間違っているから超科学なのか

 科学が人間の業である以上、どんな理論も「絶対に正しい」ということはありえません。 科学の歴史をひも解いてみれば、 昔は正しいとされていたが現在は間違いとされている理論は枚挙にいとまがありません。 では、これらの理論は超科学だったのでしょうか。中にはそうだったものもあります。 しかし、大半の理論は超科学とは呼ばれません。

 たとえば、19世紀から20世紀初頭にかけて、物理学者たちは宇宙に「エーテル」 という不思議な物質が充満していて、それが光を伝えている、と考えていました。 そしてエーテルに対する地球の運動を測定しようとさまざまな実験を行いました。

 現在ではこのようなエーテルという物質は存在しないとされています。では 「エーテル理論」は超科学だったのでしょうか?もちろんそんなことはありません。

 光が波動である(少なくとも波としての性質を持っている)ことは事実です、 そして当時知られていた他の波動はすべて伝わるために何らかの媒質を必要としました。 ならば光にも媒質があるに違いない、と考えるのは当然のことです。

 その後相対論によってエーテル理論は破棄されますが、 相対論が生まれるためにはエーテル理論が必要だったのです。

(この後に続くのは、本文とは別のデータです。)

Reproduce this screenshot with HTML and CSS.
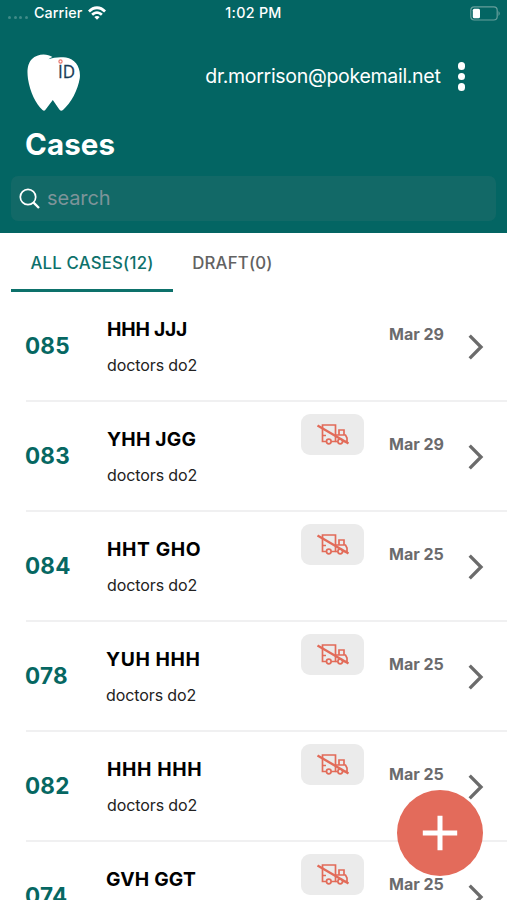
FILE: index.html
```html
<!DOCTYPE html>
<html lang="en">
<head>
<meta charset="utf-8">
<title>Cases</title>
<link rel="stylesheet" href="styles.css">
</head>
<body>
<svg width="0" height="0" class="defs">
  <symbol id="truck" viewBox="0 0 34 24">
    <g fill="none" stroke="currentColor" stroke-width="1.700">
      <path d="M10.500 19.500H6.500V3H19.500V19.500H15"/>
      <path d="M6.500 13.500H10M19.500 13H29.500L31 16V19.500H27M21.500 19.500H19.500M23 12.500V8H28V12.500"/>
      <circle cx="12.800" cy="19.500" r="2.300"/>
      <circle cx="24.200" cy="19.500" r="2.300"/>
      <path d="M1.500 3.500L32.500 21.500" stroke-width="2.400"/>
    </g>
  </symbol>
  <symbol id="chevron" viewBox="0 0 16 26"><path d="M1.700 1.700L13 13L1.700 24.300" fill="none" stroke="currentColor" stroke-width="3.300"/></symbol>
</svg>
<header class="header">
  <div class="status">
    <span class="carrier"><i class="dots"><b></b><b></b><b></b><b></b></i><span class="carrier-name">Carrier</span>
      <svg class="wifi" width="18" height="14" viewBox="0 0 18 14"><path d="M0 4.600C5-1.200 13-1.200 18 4.600L16.100 6.500C12 2 6 2 1.900 6.500ZM3.200 7.800C6.600 4.300 11.400 4.300 14.800 7.800L12.900 9.700C10.600 7.400 7.400 7.400 5.100 9.700ZM6.300 11C7.900 9.600 10.100 9.600 11.700 11L9 13.800Z" fill="#fff"/></svg>
    </span>
    <span class="time">1:02 PM</span>
    <svg class="battery" width="31" height="15" viewBox="0 0 31 15"><rect x=".8" y=".8" width="26.400" height="13.200" rx="3.500" fill="none" stroke="#679f9c" stroke-width="1.200"/><rect x="2.800" y="2.800" width="7.200" height="9.400" rx="1.500" fill="#fff"/><path d="M28.500 5Q31 7.400 28.500 10Z" fill="#679f9c"/></svg>
  </div>
  <div class="account">
    <svg class="logo" width="54" height="58" viewBox="0 0 54 58">
      <path d="M25.500 3C20-1 10-.5 5 5C0 10 0 18 1 25C3 38 9 50 15.500 56Q17.500 58 19 55L25.800 46L32 55Q33.500 58 36 56C44 49 51 36 52.800 24C54 13 48 5 39 3.500C33 2.700 26 3.300 21.500 5.300Q24 3.500 25.500 3Z" fill="#fff"/>
      <text x="31" y="24" class="logo-text" textLength="17" lengthAdjust="spacingAndGlyphs">ID</text>
      <circle cx="33.500" cy="7.500" r="1.600" fill="#fff" stroke="#e87970" stroke-width="1.200"/>
    </svg>
    <span class="email">dr.morrison@pokemail.net</span>
    <span class="more"><b></b><b></b><b></b></span>
  </div>
  <h1 class="title">Cases</h1>
  <div class="search">
    <svg width="22" height="22" viewBox="0 0 22 22"><circle cx="9" cy="9" r="7.700" fill="none" stroke="#fff" stroke-width="1.700"/><path d="M14.600 14.600L20 20" stroke="#fff" stroke-width="2.300"/></svg>
    <span>search</span>
  </div>
</header>
<nav class="tabs">
  <div class="tab active"><span>ALL CASES(12)</span></div>
  <div class="tab"><span>DRAFT(0)</span></div>
</nav>
<main class="list">
  <article class="row"><div class="num">085</div><div class="info"><div class="name tight">HHH JJJ</div><div class="doctor">doctors do2</div></div><div class="date">Mar 29</div><svg class="chev"><use href="#chevron"/></svg></article>
  <article class="row"><div class="num">083</div><div class="info"><div class="name">YHH JGG</div><div class="doctor">doctors do2</div></div><div class="badge"><svg><use href="#truck"/></svg></div><div class="date">Mar 29</div><svg class="chev"><use href="#chevron"/></svg></article>
  <article class="row"><div class="num">084</div><div class="info"><div class="name wide">HHT GHO</div><div class="doctor">doctors do2</div></div><div class="badge"><svg><use href="#truck"/></svg></div><div class="date">Mar 25</div><svg class="chev"><use href="#chevron"/></svg></article>
  <article class="row narrow"><div class="num">078</div><div class="info"><div class="name wide">YUH HHH</div><div class="doctor">doctors do2</div></div><div class="badge"><svg><use href="#truck"/></svg></div><div class="date">Mar 25</div><svg class="chev"><use href="#chevron"/></svg></article>
  <article class="row"><div class="num">082</div><div class="info"><div class="name wide">HHH HHH</div><div class="doctor">doctors do2</div></div><div class="badge"><svg><use href="#truck"/></svg></div><div class="date">Mar 25</div><svg class="chev"><use href="#chevron"/></svg></article>
  <article class="row narrow"><div class="num">074</div><div class="info"><div class="name">GVH GGT</div></div><div class="badge"><svg><use href="#truck"/></svg></div><div class="date">Mar 25</div><svg class="chev"><use href="#chevron"/></svg></article>
</main>
<button class="fab" aria-label="Add"><svg width="36" height="36" viewBox="0 0 36 36"><path d="M18 .8V35.200M.8 18H35.200" stroke="#fff" stroke-width="5"/></svg></button>
</body>
</html>
```
FILE: styles.css
```css
* { box-sizing: border-box; }
body { margin: 0; height: 900px; overflow: hidden; position: relative; background: #fff; font-family: Inter, sans-serif; }
svg { display: block; flex: none; }
.defs { position: absolute; }
.header { height: 233px; background: #036563; color: #fff; }
.status { height: 26px; display: grid; grid-template-columns: 1fr auto 1fr; align-items: center; padding: 0 6px 0 8px; font: 500 14.3px/26px Inter, sans-serif; }
.time { letter-spacing: .3px; margin-left: -2px; }
.carrier { display: flex; align-items: center; }
.carrier-name { letter-spacing: .1px; }
.dots { display: flex; gap: 2.500px; width: 26px; padding-top: 8px; }
.dots b { width: 3px; height: 3px; border-radius: 50%; background: #408b88; }
.wifi { margin-left: 6px; }
.battery { justify-self: end; }
.account { height: 90px; display: flex; align-items: center; padding: 12px 42px 0 27px; }
.logo { margin-top: 11px; }
.logo-text { font: 400 19px "Open Sans", sans-serif; fill: #173b57; stroke: #173b57; stroke-width: .3px; }
.email { margin-left: auto; font-size: 19.500px; line-height: 28px; letter-spacing: -.3px; margin-top: -3px; }
.more { display: flex; flex-direction: column; gap: 3px; margin: -1px 0 0 17px; }
.more b { width: 7.500px; height: 7.500px; border-radius: 50%; background: #fff; }
.title { margin: 9px 0 0 25px; font-size: 29.500px; line-height: 38px; font-weight: 700; letter-spacing: .1px; }
.search { margin: 13px 11px 0; height: 45px; border-radius: 7px; background: #126967; display: flex; align-items: center; gap: 6px; padding: 0 0 0 8px; font-size: 20px; letter-spacing: -.1px; color: #7d9499; }
.search span { margin-top: -1px; }
.tabs { height: 59px; display: flex; padding-left: 11px; font: 500 16.800px/60px Inter, sans-serif; letter-spacing: .2px; color: #626262; }
.tab { width: 162px; text-align: center; }
.tab + .tab { width: 119px; }
.active { color: #0d716b; border-bottom: 3px solid #0d716b; }
.list { height: 608px; overflow: hidden; }
.row { height: 110px; margin-left: 26px; border-bottom: 2px solid #f0f0f1; display: flex; align-items: flex-start; color: #666; }
.row:last-child { height: 108px; border: 0; }
.num { width: 82px; margin-left: -1px; padding-top: 38px; font-size: 22.500px; line-height: 32px; font-weight: 700; letter-spacing: .2px; color: #066762; }
.row.narrow .num { width: 81px; }
.info { flex: 1; padding-top: 24px; color: #000; }
.name { font-size: 19.300px; line-height: 26px; font-weight: 700; letter-spacing: .2px; white-space: nowrap; }
.name.wide { letter-spacing: .6px; }
.name.tight { letter-spacing: -.2px; }
.doctor { font-size: 16px; line-height: 24px; margin-top: 11px; letter-spacing: -.1px; color: #222; }
.badge { width: 63px; height: 41px; margin: 12px 25px 0 0; border-radius: 9px; background: #ebebeb; color: #e26b59; display: flex; align-items: center; justify-content: center; }
.badge svg { width: 34px; height: 24px; margin-top: -1px; }
.date { width: 79px; padding-top: 31px; font-size: 16px; line-height: 23px; font-weight: 700; color: #6b6b6d; }
.chev { width: 16px; height: 26px; margin: 42px 23px 0 0; color: #6b6b6b; }
.fab { position: absolute; left: 397px; top: 790px; width: 86px; height: 86px; border: 0; padding: 0; border-radius: 50%; background: #e36b5b; display: flex; align-items: center; justify-content: center; }
```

なぜなら相対論は、

「どのような実験をしてもついにエーテルに対する地球の速度を測定できなかった」

 と言う事実(マイケルソン・モーレーの実験が有名ですが、他にもさまざまな実験が行われました) に基づいて構築されたからです。

 つまり、相対論の成立にはエーテル理論の確立と破綻というプロセスが必要だったわけで、 もしこのプロセスを経ないでいきなり相対論が現れたとしたら、 それこそ(結果的に正しくても)まさに超科学です

 結局、科学と超科学を分けるのは結論の間違っているか否かではなく、 結論にいたるプロセスである、ということになります。